Browning & Associates, Ltd. interest in the project grew out of long-term interest in ironworking sites and by James H. Brothers IV’s Masters Thesis work on iron. We had by then decided to work from first principles to re-examine the entire issue of when the ironworks operated there, how it operated and what happened after the 1622 termination. We were also cognizant that the Cary Forge had altered the landscape enormously. Visits to the Virginia Department of Historic Resources and the Virginia Historical Society revealed that artifacts previously identified as part of the 17th century venture were in fact part of Cary’s Forge. All of the slag samples were bubbly slag that is a mixture of prills of iron, pieces of unrefined iron, charcoal and silica. The voids in the matrix of forge slag come from air bubbles trapped in the viscous mass that is being processed.
The signature product of a blast furnace is pig iron and glassy slag. The former is the currency produced by the site and may not be expected to be found at the site where it was produced. The latter is a waste product and will be discarded in close proximity to the smelting site and is quite unmistakable. Glassy slag is pure enough to be recycled into glass objects.

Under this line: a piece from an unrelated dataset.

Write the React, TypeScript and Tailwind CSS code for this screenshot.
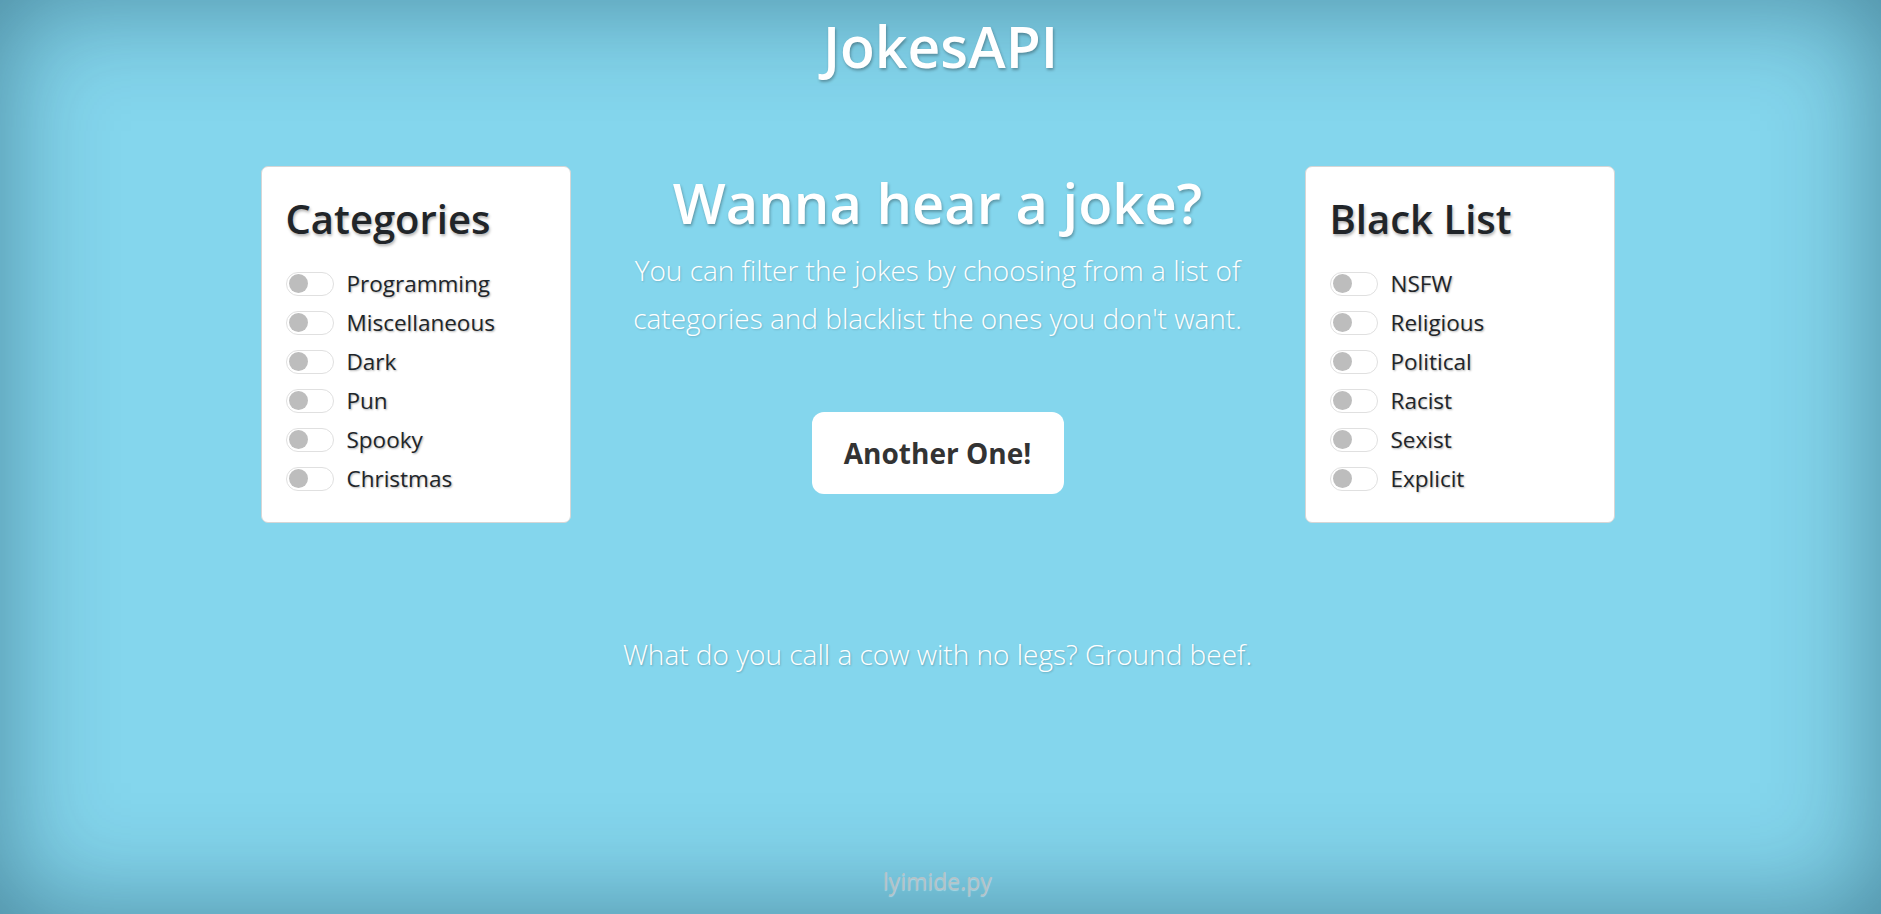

Our concern was that despite strenuous and long-term claims that Falling Creek had gotten into blast, the signature artifacts (glassy slag) demonstrating that fact had not been recovered from the site. The window of opportunity from the documents was quite small. Beverley sent back a letter in the autumn of 1621 stating that he would have a plentiful supply of iron by the next summer. His campaign would have started in early 1622, possibly in the middle of February. The outside temperature has to be warm enough that the water wheel will not freeze as the bellows would then not work and the furnace would cease to work. Ironmasters started a campaign late enough in the year to ensure the water supply would not stop and kept going until the following winter when temperatures got low enough to stop the wheel. Beverley would have had at most five weeks of smelting and possibly as little as three weeks before the Powhatans attacked and stopped the venture.